- **WHAT IS EXPECTED**
Only the lines from the start of the data through the line with "const [password, setPassword]" belong in the copy. Restate them word for word, minus the pictures.

- **RAW DATA**
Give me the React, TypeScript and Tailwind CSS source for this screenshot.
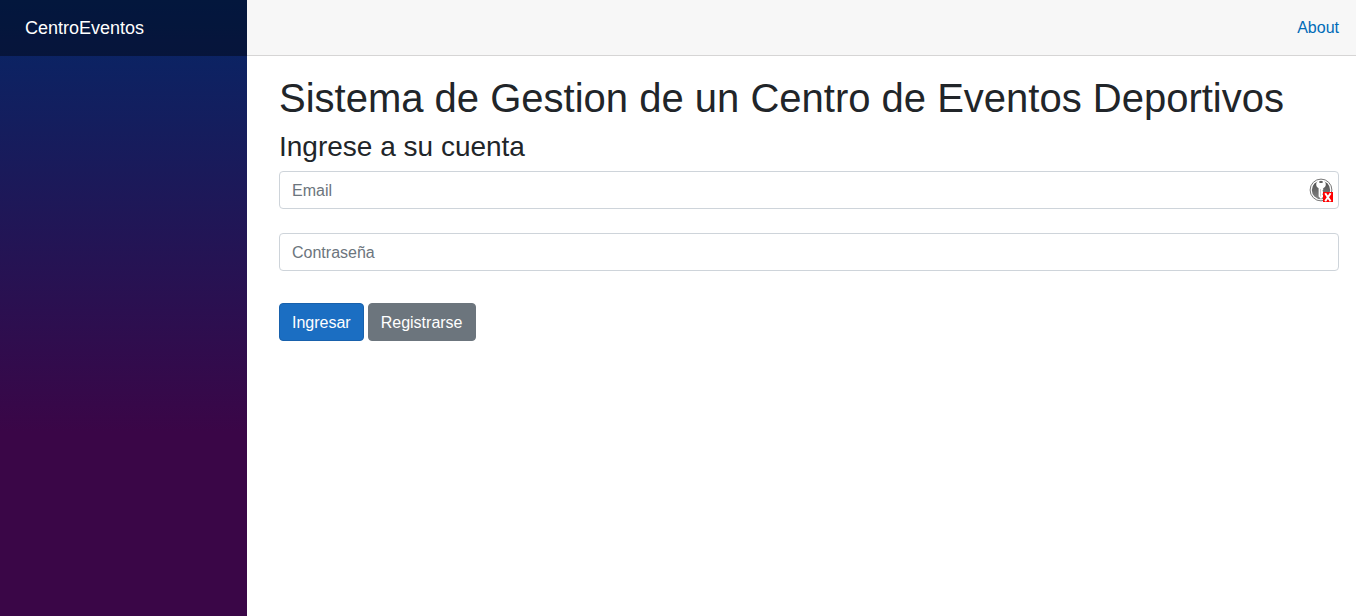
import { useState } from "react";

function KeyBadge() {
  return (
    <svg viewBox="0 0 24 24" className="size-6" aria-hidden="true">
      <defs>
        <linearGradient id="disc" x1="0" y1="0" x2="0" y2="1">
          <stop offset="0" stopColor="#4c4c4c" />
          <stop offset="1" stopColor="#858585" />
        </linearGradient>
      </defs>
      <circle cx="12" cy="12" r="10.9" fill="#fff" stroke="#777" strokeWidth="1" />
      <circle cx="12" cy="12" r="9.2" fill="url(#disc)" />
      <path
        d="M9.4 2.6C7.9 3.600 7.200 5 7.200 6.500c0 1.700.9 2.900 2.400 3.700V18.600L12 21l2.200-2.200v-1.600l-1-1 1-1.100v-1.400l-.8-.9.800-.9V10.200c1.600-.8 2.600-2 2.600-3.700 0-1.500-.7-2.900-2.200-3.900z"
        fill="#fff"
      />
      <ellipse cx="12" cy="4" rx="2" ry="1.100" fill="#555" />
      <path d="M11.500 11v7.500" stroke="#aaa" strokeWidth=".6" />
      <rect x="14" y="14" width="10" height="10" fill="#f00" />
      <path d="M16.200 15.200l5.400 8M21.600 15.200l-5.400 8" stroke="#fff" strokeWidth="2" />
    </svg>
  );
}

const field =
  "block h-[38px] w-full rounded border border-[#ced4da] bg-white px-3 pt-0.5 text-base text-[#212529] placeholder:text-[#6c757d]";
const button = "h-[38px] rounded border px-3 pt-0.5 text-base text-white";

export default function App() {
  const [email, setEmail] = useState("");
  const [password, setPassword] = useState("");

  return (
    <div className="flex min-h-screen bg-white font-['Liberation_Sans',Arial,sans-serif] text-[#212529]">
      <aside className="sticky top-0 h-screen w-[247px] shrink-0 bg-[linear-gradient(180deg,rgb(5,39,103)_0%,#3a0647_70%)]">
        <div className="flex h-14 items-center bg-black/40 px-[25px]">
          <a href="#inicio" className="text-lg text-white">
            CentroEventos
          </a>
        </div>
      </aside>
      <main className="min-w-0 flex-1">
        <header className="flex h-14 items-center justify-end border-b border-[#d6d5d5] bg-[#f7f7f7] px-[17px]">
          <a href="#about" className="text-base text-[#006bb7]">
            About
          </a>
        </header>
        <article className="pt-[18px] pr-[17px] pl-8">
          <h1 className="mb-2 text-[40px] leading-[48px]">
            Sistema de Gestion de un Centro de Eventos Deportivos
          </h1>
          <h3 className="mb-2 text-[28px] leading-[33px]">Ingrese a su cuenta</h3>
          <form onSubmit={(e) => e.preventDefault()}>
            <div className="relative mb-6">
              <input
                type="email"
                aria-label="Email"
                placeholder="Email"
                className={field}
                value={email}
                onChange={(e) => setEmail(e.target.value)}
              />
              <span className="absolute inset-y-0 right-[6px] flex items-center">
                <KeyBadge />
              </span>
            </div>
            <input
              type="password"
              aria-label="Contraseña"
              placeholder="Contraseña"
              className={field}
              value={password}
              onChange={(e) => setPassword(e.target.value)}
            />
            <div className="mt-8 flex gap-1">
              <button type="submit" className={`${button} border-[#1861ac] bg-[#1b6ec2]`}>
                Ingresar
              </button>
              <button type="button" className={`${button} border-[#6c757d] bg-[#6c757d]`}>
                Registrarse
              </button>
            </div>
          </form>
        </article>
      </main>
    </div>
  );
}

- **WRITTEN RESPONSE**
Give me the React, TypeScript and Tailwind CSS source for this screenshot.
import { useState } from "react";

function KeyBadge() {
  return (
    <svg viewBox="0 0 24 24" className="size-6" aria-hidden="true">
      <defs>
        <linearGradient id="disc" x1="0" y1="0" x2="0" y2="1">
          <stop offset="0" stopColor="#4c4c4c" />
          <stop offset="1" stopColor="#858585" />
        </linearGradient>
      </defs>
      <circle cx="12" cy="12" r="10.9" fill="#fff" stroke="#777" strokeWidth="1" />
      <circle cx="12" cy="12" r="9.2" fill="url(#disc)" />
      <path
        d="M9.4 2.6C7.9 3.600 7.200 5 7.200 6.500c0 1.700.9 2.900 2.400 3.700V18.600L12 21l2.200-2.200v-1.600l-1-1 1-1.100v-1.400l-.8-.9.800-.9V10.200c1.600-.8 2.600-2 2.600-3.700 0-1.500-.7-2.900-2.200-3.900z"
        fill="#fff"
      />
      <ellipse cx="12" cy="4" rx="2" ry="1.100" fill="#555" />
      <path d="M11.500 11v7.500" stroke="#aaa" strokeWidth=".6" />
      <rect x="14" y="14" width="10" height="10" fill="#f00" />
      <path d="M16.200 15.200l5.400 8M21.600 15.200l-5.400 8" stroke="#fff" strokeWidth="2" />
    </svg>
  );
}

const field =
  "block h-[38px] w-full rounded border border-[#ced4da] bg-white px-3 pt-0.5 text-base text-[#212529] placeholder:text-[#6c757d]";
const button = "h-[38px] rounded border px-3 pt-0.5 text-base text-white";

export default function App() {
  const [email, setEmail] = useState("");
  const [password, setPassword] = useState("");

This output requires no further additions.